You can also override inlines. Suppose you are using ModelAdmin and need to override an inline.
You must add an additional attribute named template to the inline, and giving it the path of the form you have overridden.


We maintain the same directory path convention as found in the site-packages/django/.. directory. But this is not necessary, stacked.html can reside anywhere under templates.

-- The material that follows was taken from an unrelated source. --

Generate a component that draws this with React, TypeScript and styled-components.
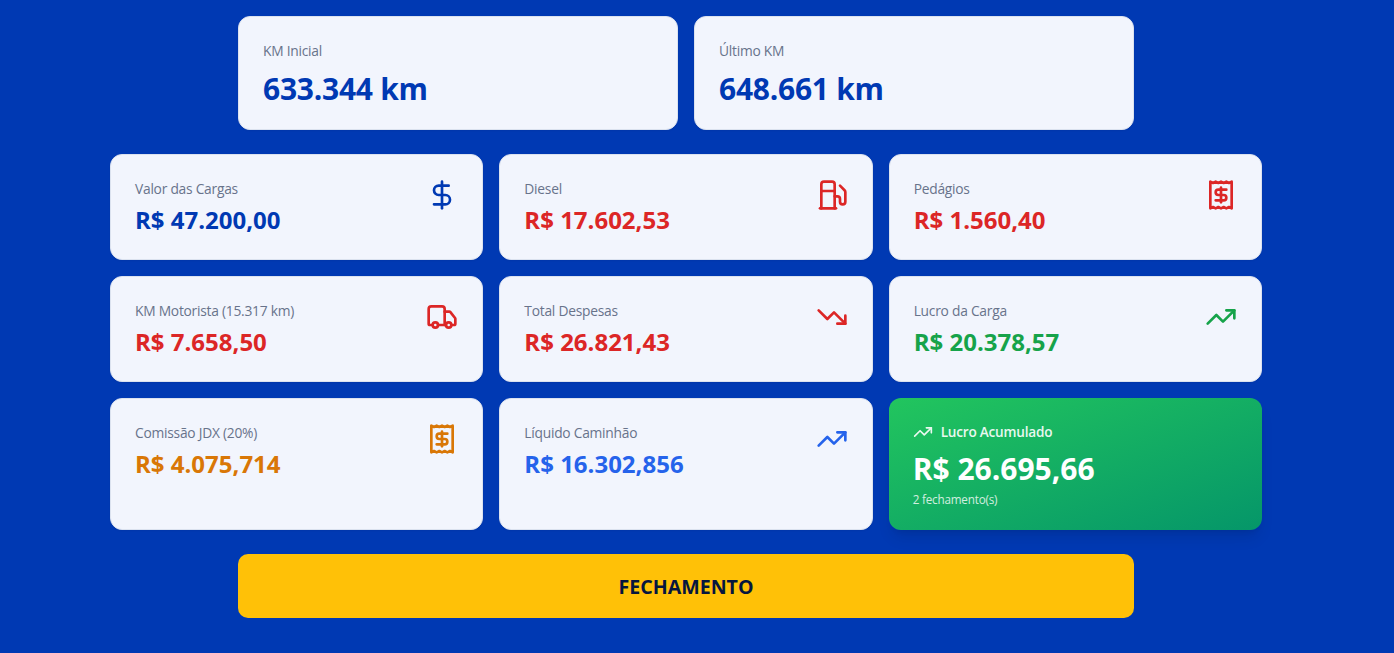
import type { ReactNode } from 'react';
import styled, { createGlobalStyle } from 'styled-components';
import { DollarSign, TrendingDown, TrendingUp, Truck } from 'lucide-react';

const colors = {
  brand: '#0039b3',
  card: '#f2f5fd',
  border: '#dbe2ef',
  muted: '#68738b',
  red: '#dc2626',
  green: '#16a34a',
  amber: '#d97706',
  blue: '#2563eb',
  yellow: '#ffc107',
  navy: '#06163f',
};

const FuelIcon = () => (
  <StrokeIcon viewBox="0 0 24 24">
    <path d="M3 22h12" />
    <path d="M4 9h10" />
    <path d="M14 22V4a2 2 0 0 0-2-2H6a2 2 0 0 0-2 2v18" />
    <path d="M14 13h2a2 2 0 0 1 2 2v2a2 2 0 0 0 4 0V9.83a2 2 0 0 0-.59-1.42L18 5" />
  </StrokeIcon>
);

const ReceiptIcon = () => (
  <StrokeIcon viewBox="0 0 24 24">
    <path d="M4 2v20l2-1 2 1 2-1 2 1 2-1 2 1 2-1 2 1V2l-2 1-2-1-2 1-2-1-2 1-2-1-2 1Z" />
    <path d="M16 8h-6a2 2 0 1 0 0 4h4a2 2 0 1 1 0 4H8" />
    <path d="M12 17.5v-11" />
  </StrokeIcon>
);

interface Stat {
  label: string;
  value: string;
  color: string;
  icon: ReactNode;
}

const kms = [
  { label: 'KM Inicial', value: '633.344 km' },
  { label: 'Último KM', value: '648.661 km' },
];

const stats: Stat[] = [
  { label: 'Valor das Cargas', value: 'R$ 47.200,00', color: colors.brand, icon: <DollarSign size={32} /> },
  { label: 'Diesel', value: 'R$ 17.602,53', color: colors.red, icon: <FuelIcon /> },
  { label: 'Pedágios', value: 'R$ 1.560,40', color: colors.red, icon: <ReceiptIcon /> },
  { label: 'KM Motorista (15.317 km)', value: 'R$ 7.658,50', color: colors.red, icon: <Truck size={32} /> },
  { label: 'Total Despesas', value: 'R$ 26.821,43', color: colors.red, icon: <TrendingDown size={32} /> },
  { label: 'Lucro da Carga', value: 'R$ 20.378,57', color: colors.green, icon: <TrendingUp size={32} /> },
  { label: 'Comissão JDX (20%)', value: 'R$ 4.075,714', color: colors.amber, icon: <ReceiptIcon /> },
  { label: 'Líquido Caminhão', value: 'R$ 16.302,856', color: colors.blue, icon: <TrendingUp size={32} /> },
];

const App = () => {
  return (
    <>
      <GlobalStyle />
      <Page>
        <KmGrid>
          {kms.map(({ label, value }) => (
            <Card key={label}>
              <Label>{label}</Label>
              <KmValue>{value}</KmValue>
            </Card>
          ))}
        </KmGrid>
        <StatGrid>
          {stats.map(({ label, value, color, icon }) => (
            <StatCard key={label} $color={color}>
              <div>
                <Label>{label}</Label>
                <StatValue>{value}</StatValue>
              </div>
              {icon}
            </StatCard>
          ))}
          <ProfitCard>
            <ProfitHeader>
              <TrendingUp size={20} />
              <ProfitTitle>Lucro Acumulado</ProfitTitle>
            </ProfitHeader>
            <ProfitValue>R$ 26.695,66</ProfitValue>
            <ProfitNote>2 fechamento(s)</ProfitNote>
          </ProfitCard>
        </StatGrid>
        <CloseButton type="button">FECHAMENTO</CloseButton>
      </Page>
    </>
  );
};

export default App;

const GlobalStyle = createGlobalStyle`
  * {
    box-sizing: border-box;
    margin: 0;
  }

  body {
    background: ${colors.brand};
    font-family: 'Segoe UI', 'Open Sans', 'Noto Sans', sans-serif;
    overflow: hidden;
  }
`;

const StrokeIcon = styled.svg`
  width: 32px;
  height: 32px;
  fill: none;
  stroke: currentColor;
  stroke-width: 2;
  stroke-linecap: round;
  stroke-linejoin: round;
`;

const Page = styled.main`
  display: flex;
  flex-direction: column;
  align-items: center;
  gap: 24px;
  width: 1372px;
  min-height: 100vh;
  padding: 16px 0 35px;
`;

const KmGrid = styled.section`
  display: grid;
  grid-template-columns: repeat(2, 1fr);
  gap: 16px;
  width: 896px;
`;

const StatGrid = styled.section`
  display: grid;
  grid-template-columns: repeat(3, 1fr);
  gap: 16px;
  width: 1152px;
`;

const Card = styled.article`
  padding: 24px;
  border: 1px solid ${colors.border};
  border-radius: 12px;
  background: ${colors.card};
  box-shadow: 0 1px 2px rgba(0, 0, 0, 0.05);
`;

const StatCard = styled(Card)<{ $color: string }>`
  display: flex;
  align-items: flex-start;
  justify-content: space-between;
  color: ${({ $color }) => $color};
`;

const Label = styled.p`
  color: ${colors.muted};
  font-size: 13.8px;
  line-height: 20px;
  letter-spacing: -0.25px;
`;

const KmValue = styled.p`
  margin-top: 11px;
  color: ${colors.brand};
  font-size: 30px;
  font-weight: 700;
  line-height: 33px;
  letter-spacing: -0.25px;
`;

const StatValue = styled.p`
  margin-top: 6px;
  font-size: 24px;
  font-weight: 700;
  line-height: 30px;
`;

const ProfitCard = styled.article`
  padding: 24px;
  border-radius: 12px;
  background: linear-gradient(to bottom right, #22c55e, #059669);
  box-shadow:
    0 10px 15px -3px rgba(0, 0, 0, 0.1),
    0 4px 6px -4px rgba(0, 0, 0, 0.1);
  color: #fff;
`;

const ProfitHeader = styled.div`
  display: flex;
  align-items: center;
  gap: 8px;
  margin-bottom: 10px;
  opacity: 0.9;
`;

const ProfitTitle = styled.p`
  font-size: 13.6px;
  font-weight: 600;
  line-height: 20px;
  letter-spacing: -0.22px;
`;

const ProfitValue = styled.p`
  font-size: 30px;
  font-weight: 700;
  line-height: 34px;
`;

const ProfitNote = styled.p`
  margin-top: 6px;
  font-size: 11.7px;
  line-height: 14px;
  letter-spacing: -0.2px;
  opacity: 0.8;
`;

const CloseButton = styled.button`
  width: 896px;
  height: 64px;
  padding: 2px 0 0;
  border: none;
  border-radius: 10px;
  background: ${colors.yellow};
  color: ${colors.navy};
  font-family: inherit;
  font-size: 19.6px;
  font-weight: 700;
  line-height: 28px;
`;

Copy it under your templates from the same directory that you copied change_form.html from.


class FooInline(admin.StackedInline):
	model = Foo
	fields = (('a'),('b'),('c'),)
	extra = 0
        template = 'admin/ABC/bar/edit_inline/stacked.html'

class BarAdmin(admin.ModelAdmin):
	list_display = ['b', 'a', 'r']
	inlines = [FooInline]

admin.site.register(Bar, BarAdmin)

admin.site.register(Foo)


Extra headers can be added under the extrahead block.


{% block extrahead %}
    <!-- extra css/js resources defined here -->
{% endblock %}


Custom JavaScript can be linked in the extrahead block or you can have it on the page at the end of the template. Note that if you intend on adding some forms, and have input or button with type="submit", it conflicts with the model's form (you should be able to stop event propagation by handling it, I suppose, this remains to be tried).

If you need to process any input separately, have a button tag with an event listener on it.